↓
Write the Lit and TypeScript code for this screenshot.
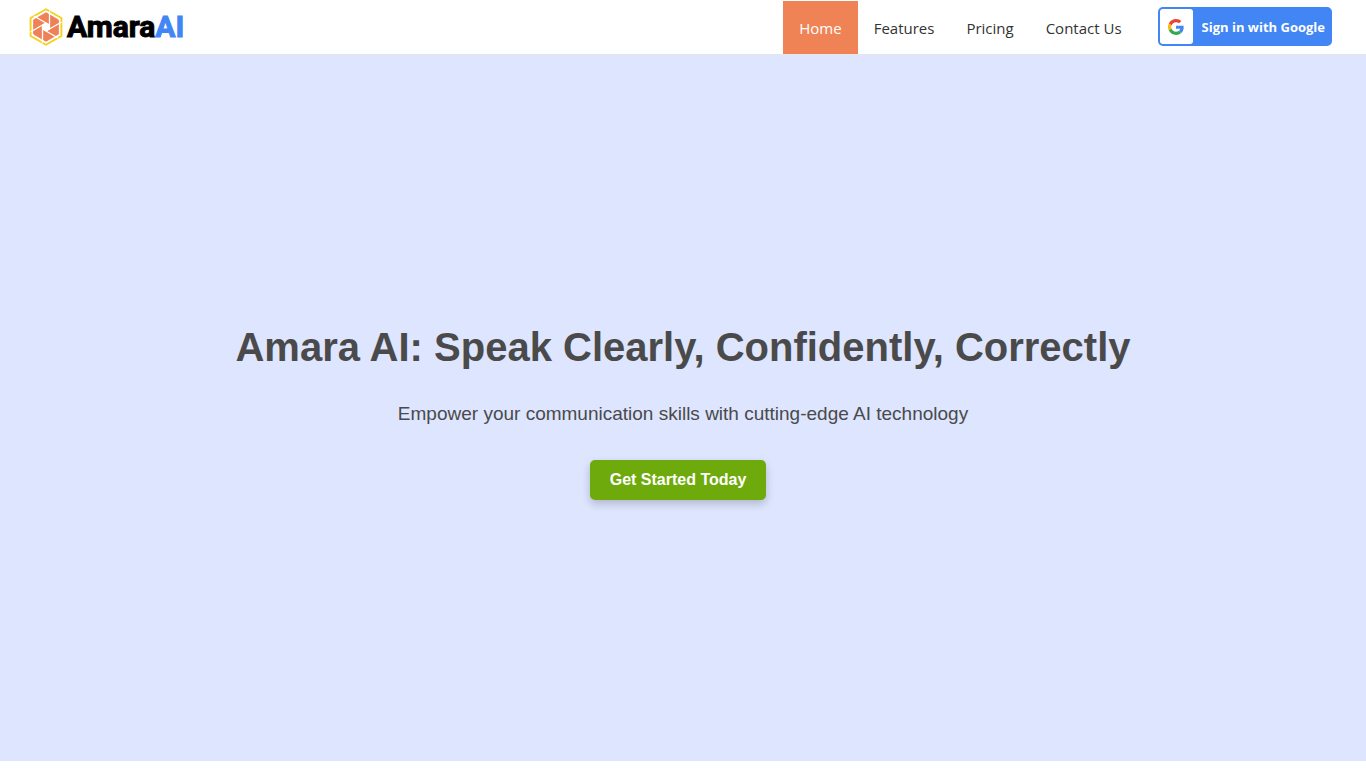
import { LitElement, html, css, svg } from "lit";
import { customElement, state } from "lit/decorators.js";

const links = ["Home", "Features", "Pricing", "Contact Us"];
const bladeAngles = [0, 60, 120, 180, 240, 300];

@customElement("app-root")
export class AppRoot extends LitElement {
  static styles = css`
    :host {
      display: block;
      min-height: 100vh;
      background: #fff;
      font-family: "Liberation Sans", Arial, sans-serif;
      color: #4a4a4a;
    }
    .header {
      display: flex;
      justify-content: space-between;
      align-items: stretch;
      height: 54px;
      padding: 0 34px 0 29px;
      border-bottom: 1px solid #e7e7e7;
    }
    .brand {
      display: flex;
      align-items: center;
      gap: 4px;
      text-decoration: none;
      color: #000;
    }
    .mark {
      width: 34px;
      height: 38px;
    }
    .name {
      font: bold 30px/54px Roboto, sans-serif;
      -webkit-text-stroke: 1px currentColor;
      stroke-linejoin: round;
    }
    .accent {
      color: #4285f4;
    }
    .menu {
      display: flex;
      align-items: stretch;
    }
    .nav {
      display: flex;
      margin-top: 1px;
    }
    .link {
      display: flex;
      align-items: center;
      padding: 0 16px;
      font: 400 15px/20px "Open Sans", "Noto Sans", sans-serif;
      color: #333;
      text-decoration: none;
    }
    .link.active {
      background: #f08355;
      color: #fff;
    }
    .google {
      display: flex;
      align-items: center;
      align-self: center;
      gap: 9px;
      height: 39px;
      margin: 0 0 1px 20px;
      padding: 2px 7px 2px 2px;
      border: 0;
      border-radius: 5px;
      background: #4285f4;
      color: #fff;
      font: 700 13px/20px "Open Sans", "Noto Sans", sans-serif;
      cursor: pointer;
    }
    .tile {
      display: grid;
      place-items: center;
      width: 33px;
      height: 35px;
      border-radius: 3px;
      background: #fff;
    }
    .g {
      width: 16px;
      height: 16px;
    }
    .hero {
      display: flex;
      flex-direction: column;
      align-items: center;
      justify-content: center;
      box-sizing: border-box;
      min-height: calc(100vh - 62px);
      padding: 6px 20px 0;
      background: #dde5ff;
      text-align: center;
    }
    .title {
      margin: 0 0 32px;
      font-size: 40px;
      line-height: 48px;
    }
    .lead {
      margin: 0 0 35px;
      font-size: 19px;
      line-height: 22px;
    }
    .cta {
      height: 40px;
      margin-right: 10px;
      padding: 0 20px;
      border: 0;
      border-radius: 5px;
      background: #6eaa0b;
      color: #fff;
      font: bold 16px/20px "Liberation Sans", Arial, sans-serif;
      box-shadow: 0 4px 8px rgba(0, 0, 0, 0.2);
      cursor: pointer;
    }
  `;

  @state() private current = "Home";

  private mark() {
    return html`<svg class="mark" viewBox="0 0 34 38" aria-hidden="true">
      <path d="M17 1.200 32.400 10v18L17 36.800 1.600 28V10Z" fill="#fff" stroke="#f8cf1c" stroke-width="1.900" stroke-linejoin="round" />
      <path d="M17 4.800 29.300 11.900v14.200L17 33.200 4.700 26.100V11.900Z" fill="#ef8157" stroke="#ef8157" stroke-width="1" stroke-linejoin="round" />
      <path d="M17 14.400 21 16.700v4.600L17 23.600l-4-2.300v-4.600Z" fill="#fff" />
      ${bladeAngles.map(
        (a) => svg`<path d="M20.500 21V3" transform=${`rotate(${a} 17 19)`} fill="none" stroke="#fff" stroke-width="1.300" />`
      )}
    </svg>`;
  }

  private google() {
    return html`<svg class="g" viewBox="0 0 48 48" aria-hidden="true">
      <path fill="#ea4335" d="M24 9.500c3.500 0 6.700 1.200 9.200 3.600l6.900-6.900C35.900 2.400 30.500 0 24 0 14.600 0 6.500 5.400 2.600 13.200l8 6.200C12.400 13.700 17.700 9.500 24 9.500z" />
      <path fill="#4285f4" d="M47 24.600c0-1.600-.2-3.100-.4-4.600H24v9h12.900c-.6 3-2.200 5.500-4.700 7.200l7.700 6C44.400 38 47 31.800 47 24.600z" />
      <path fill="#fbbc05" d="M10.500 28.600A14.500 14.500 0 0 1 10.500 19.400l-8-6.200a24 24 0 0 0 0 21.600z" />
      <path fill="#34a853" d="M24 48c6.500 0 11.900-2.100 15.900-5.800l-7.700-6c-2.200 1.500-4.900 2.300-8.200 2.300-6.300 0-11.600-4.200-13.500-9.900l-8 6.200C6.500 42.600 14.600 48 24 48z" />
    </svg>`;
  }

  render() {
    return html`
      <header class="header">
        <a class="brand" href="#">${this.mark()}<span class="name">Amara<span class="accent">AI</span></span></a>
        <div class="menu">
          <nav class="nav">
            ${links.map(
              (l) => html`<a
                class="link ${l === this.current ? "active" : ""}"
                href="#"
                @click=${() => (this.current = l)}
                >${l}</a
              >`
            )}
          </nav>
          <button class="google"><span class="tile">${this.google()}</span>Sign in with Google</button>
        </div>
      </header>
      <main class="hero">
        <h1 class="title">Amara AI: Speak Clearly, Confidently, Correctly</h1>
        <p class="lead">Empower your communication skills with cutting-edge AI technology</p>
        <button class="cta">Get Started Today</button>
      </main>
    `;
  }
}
↑
> Challenge
Return each line exactly as written. Any picture gets left out.

> Result below
Write the Lit and TypeScript code for this screenshot.
import { LitElement, html, css, svg } from "lit";
import { customElement, state } from "lit/decorators.js";

const links = ["Home", "Features", "Pricing", "Contact Us"];
const bladeAngles = [0, 60, 120, 180, 240, 300];

@customElement("app-root")
export class AppRoot extends LitElement {
  static styles = css`
    :host {
      display: block;
      min-height: 100vh;
      background: #fff;
      font-family: "Liberation Sans", Arial, sans-serif;
      color: #4a4a4a;
    }
    .header {
      display: flex;
      justify-content: space-between;
      align-items: stretch;
      height: 54px;
      padding: 0 34px 0 29px;
      border-bottom: 1px solid #e7e7e7;
    }
    .brand {
      display: flex;
      align-items: center;
      gap: 4px;
      text-decoration: none;
      color: #000;
    }
    .mark {
      width: 34px;
      height: 38px;
    }
    .name {
      font: bold 30px/54px Roboto, sans-serif;
      -webkit-text-stroke: 1px currentColor;
      stroke-linejoin: round;
    }
    .accent {
      color: #4285f4;
    }
    .menu {
      display: flex;
      align-items: stretch;
    }
    .nav {
      display: flex;
      margin-top: 1px;
    }
    .link {
      display: flex;
      align-items: center;
      padding: 0 16px;
      font: 400 15px/20px "Open Sans", "Noto Sans", sans-serif;
      color: #333;
      text-decoration: none;
    }
    .link.active {
      background: #f08355;
      color: #fff;
    }
    .google {
      display: flex;
      align-items: center;
      align-self: center;
      gap: 9px;
      height: 39px;
      margin: 0 0 1px 20px;
      padding: 2px 7px 2px 2px;
      border: 0;
      border-radius: 5px;
      background: #4285f4;
      color: #fff;
      font: 700 13px/20px "Open Sans", "Noto Sans", sans-serif;
      cursor: pointer;
    }
    .tile {
      display: grid;
      place-items: center;
      width: 33px;
      height: 35px;
      border-radius: 3px;
      background: #fff;
    }
    .g {
      width: 16px;
      height: 16px;
    }
    .hero {
      display: flex;
      flex-direction: column;
      align-items: center;
      justify-content: center;
      box-sizing: border-box;
      min-height: calc(100vh - 62px);
      padding: 6px 20px 0;
      background: #dde5ff;
      text-align: center;
    }
    .title {
      margin: 0 0 32px;
      font-size: 40px;
      line-height: 48px;
    }
    .lead {
      margin: 0 0 35px;
      font-size: 19px;
      line-height: 22px;
    }
    .cta {
      height: 40px;
      margin-right: 10px;
      padding: 0 20px;
      border: 0;
      border-radius: 5px;
      background: #6eaa0b;
      color: #fff;
      font: bold 16px/20px "Liberation Sans", Arial, sans-serif;
      box-shadow: 0 4px 8px rgba(0, 0, 0, 0.2);
      cursor: pointer;
    }
  `;

  @state() private current = "Home";

  private mark() {
    return html`<svg class="mark" viewBox="0 0 34 38" aria-hidden="true">
      <path d="M17 1.200 32.400 10v18L17 36.800 1.600 28V10Z" fill="#fff" stroke="#f8cf1c" stroke-width="1.900" stroke-linejoin="round" />
      <path d="M17 4.800 29.300 11.900v14.200L17 33.200 4.700 26.100V11.900Z" fill="#ef8157" stroke="#ef8157" stroke-width="1" stroke-linejoin="round" />
      <path d="M17 14.400 21 16.700v4.600L17 23.600l-4-2.300v-4.600Z" fill="#fff" />
      ${bladeAngles.map(
        (a) => svg`<path d="M20.500 21V3" transform=${`rotate(${a} 17 19)`} fill="none" stroke="#fff" stroke-width="1.300" />`
      )}
    </svg>`;
  }

  private google() {
    return html`<svg class="g" viewBox="0 0 48 48" aria-hidden="true">
      <path fill="#ea4335" d="M24 9.500c3.500 0 6.700 1.200 9.200 3.600l6.900-6.900C35.900 2.400 30.500 0 24 0 14.600 0 6.500 5.400 2.600 13.200l8 6.200C12.400 13.700 17.700 9.500 24 9.500z" />
      <path fill="#4285f4" d="M47 24.600c0-1.600-.2-3.100-.4-4.600H24v9h12.900c-.6 3-2.200 5.500-4.700 7.200l7.700 6C44.400 38 47 31.800 47 24.600z" />
      <path fill="#fbbc05" d="M10.500 28.600A14.500 14.500 0 0 1 10.500 19.400l-8-6.200a24 24 0 0 0 0 21.600z" />
      <path fill="#34a853" d="M24 48c6.500 0 11.900-2.100 15.900-5.800l-7.700-6c-2.200 1.500-4.900 2.300-8.200 2.300-6.300 0-11.600-4.200-13.500-9.900l-8 6.200C6.500 42.600 14.600 48 24 48z" />
    </svg>`;
  }

  render() {
    return html`
      <header class="header">
        <a class="brand" href="#">${this.mark()}<span class="name">Amara<span class="accent">AI</span></span></a>
        <div class="menu">
          <nav class="nav">
            ${links.map(
              (l) => html`<a
                class="link ${l === this.current ? "active" : ""}"
                href="#"
                @click=${() => (this.current = l)}
                >${l}</a
              >`
            )}
          </nav>
          <button class="google"><span class="tile">${this.google()}</span>Sign in with Google</button>
        </div>
      </header>
      <main class="hero">
        <h1 class="title">Amara AI: Speak Clearly, Confidently, Correctly</h1>
        <p class="lead">Empower your communication skills with cutting-edge AI technology</p>
        <button class="cta">Get Started Today</button>
      </main>
    `;
  }
}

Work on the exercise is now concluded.